If we consider an accessible stopping time $\tau$, on an underlying filtered probability space, we know that, by definition, $\exists$ a sequence $(\tau_n)_n$ of predictable stopping times such that $$[\tau]\subseteq \bigcup_n [\tau_n],$$ where $[\tau]$ denotes the graph of $\tau$, i.e., $$[\tau]:=\{(\omega,t)\in\Omega\times\mathbb{R}_+:\, \tau(\omega)=t\}.$$ I would like to know if we can actually construct a sequence of predictable stopping times $(\tilde{\tau_n})_n$ (reasonably dealing with $(\tau_n)_n$) such that $$[\tau]= \bigcup_n [\tilde{\tau_n}].$$ I have been searching in many stochastic analysis books but I have not found an answer to my question. Every answer would be really appreciated!
Thanks,
Alessandro
The answer is No. Consider, for an example, a Brownian motion $(B_t)_{t\ge 0}$ on $[0,\infty)$ with $0$ an absorbing state. Let $\tau_1:=\inf\{t>0:B_t=0\}$. (And for completeness, take $\tau_n=+\infty$ for $n\ge 2$.) Now construct a process $X$ with values in $\{-1\}\cup[0,\infty)$ as follows. Independently of $B$, toss a fair coin. If the coin shows Heads then $X_t=B_t$ for all $t$. But if the coin comes up Tails, then $X_t=B_t$ for $0\le t<\tau_1$ but $X_t=-1$ for $t\ge\tau_1$. Finally, $\tau:=\inf\{t>0:X_t=0\}$, with the stipulation that $\tau=+\infty$ should $X$ never reach state $0$ (that is, should the coin show Tails). Then $\tau_1$ is predictable with respect to the filtration $(\mathcal F^X_t)_{t\ge 0}$ generated by $X$, $\tau$ is a stopping time with respect to this filtration, and $[\tau]\subset[\tau_1]$. Thus $\tau$ is accessible. But the predictable projection of $1_{[\tau]}$ is the process ${1\over 2}1_{[\tau_1]}\not=1_{[\tau]}$, implying that $\tau$ is not itself a predictable time.

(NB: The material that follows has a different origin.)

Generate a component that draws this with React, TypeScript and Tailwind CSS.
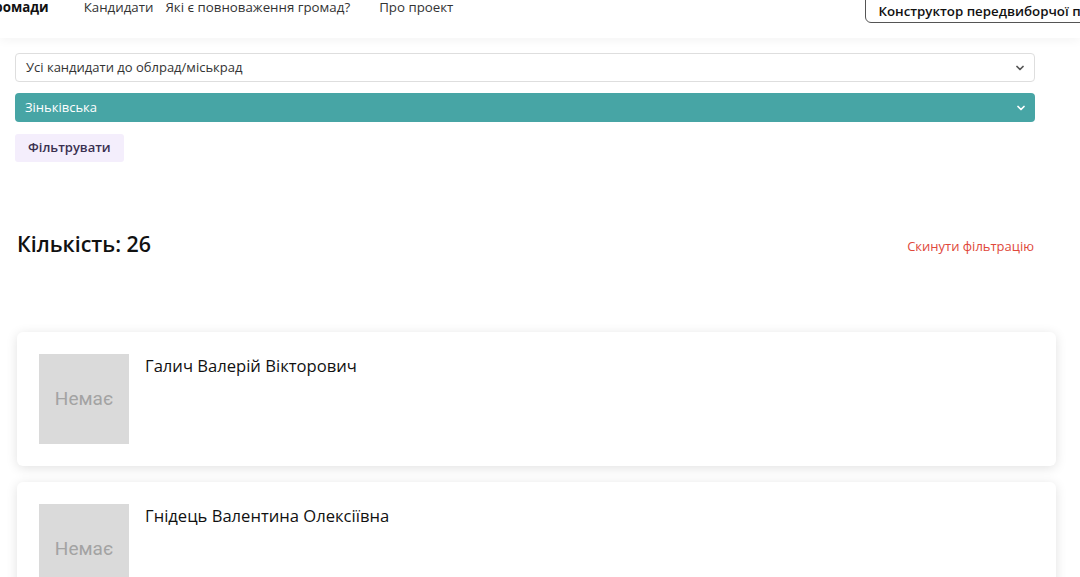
import { ChevronDown } from "lucide-react";

const candidates = ["Галич Валерій Вікторович", "Гнідець Валентина Олексіївна"];

function CandidateCard({ name }: { name: string }) {
  return (
    <div className="flex gap-4 rounded-md bg-white px-[22px] pt-[22px] pb-[22px] shadow-[0_2px_12px_rgba(0,0,0,0.12)]">
      <div className="flex h-[90px] w-[90px] shrink-0 items-center justify-center bg-[#dadada] font-['Roboto',sans-serif] text-[19px] text-[#a3a3a3]">
        Немає
      </div>
      <div className="pt-[1px] text-[16.6px] leading-[22px] font-medium text-[#111]">{name}</div>
    </div>
  );
}

export default function App() {
  return (
    <div className="min-h-screen overflow-hidden bg-white font-['Open_Sans',sans-serif] text-[#222]">
      {/* Header */}
      <header className="relative z-10 h-[38px] overflow-hidden bg-white shadow-[0_2px_10px_rgba(0,0,0,0.05)]">
        <div className="flex items-start whitespace-nowrap text-[13.3px] leading-[15px]">
          <span className="-ml-[12px] font-bold text-[#111]">громади</span>
          <a className="ml-[35px] text-[#333]">Кандидати</a>
          <a className="ml-[12px] text-[#333]">Які є повноваження громад?</a>
          <a className="ml-[29px] text-[#333]">Про проект</a>
          <button className="-mt-[12px] ml-[412px] h-[35px] rounded-md border border-[#555] bg-white pl-[12px] pr-4 pt-[11px] text-left text-[13.3px] leading-[15px] font-semibold text-[#111]">
            Конструктор передвиборчої програми
          </button>
        </div>
      </header>

      {/* Filters */}
      <section className="w-[1020px] pl-[15px] pt-[15px] box-content">
        <div className="flex h-[29px] items-center justify-between rounded-[4px] border border-[#dedede] bg-white pl-[10px] pr-[8px] text-[13px] text-[#333]">
          <span>Усі кандидати до облрад/міськрад</span>
          <ChevronDown className="h-3 w-3 text-[#555]" strokeWidth={3.5} />
        </div>
        <div className="mt-[11px] flex h-[29px] items-center justify-between rounded-[4px] bg-[#47a5a5] pl-[10px] pr-[8px] text-[13px] text-white">
          <span>Зіньківська</span>
          <ChevronDown className="h-3 w-3 text-white" strokeWidth={3.5} />
        </div>
        <button className="mt-[12px] h-[28px] rounded-[3px] bg-[#f4eefc] px-[13px] text-[13px] font-semibold text-[#3a3050]">
          Фільтрувати
        </button>
      </section>

      {/* Count */}
      <div className="flex w-[1034px] items-center justify-between pl-[17px] pt-[67px]">
        <h2 className="text-[21.4px] leading-[30px] font-semibold text-[#111]">Кількість: 26</h2>
        <a className="mt-[6px] text-[13px] text-[#e0483b]">Скинути фільтрацію</a>
      </div>

      {/* Candidates */}
      <div className="ml-[17px] mt-[73px] flex w-[1039px] flex-col gap-[16px]">
        {candidates.map((c) => (
          <CandidateCard key={c} name={c} />
        ))}
      </div>
    </div>
  );
}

Suppose there were a sequence $(\tilde\tau_n)$ with $[\tau]=\cup_n[\tilde\tau_n]$. Fix $n\ge 1$. Because $1_{[\tau]}\ge 1_{[\tilde\tau_n]}$, the predictable projections of these two processes are likewise ordered. That is, ${1\over 2}1_{[\tau_1]}\ge1_{[\tilde\tau_n]}$. This forces $1_{[\tilde\tau_n]}\equiv 0$. This yields $\cup_n[\tilde\tau_n]=\emptyset$, and a contradiction.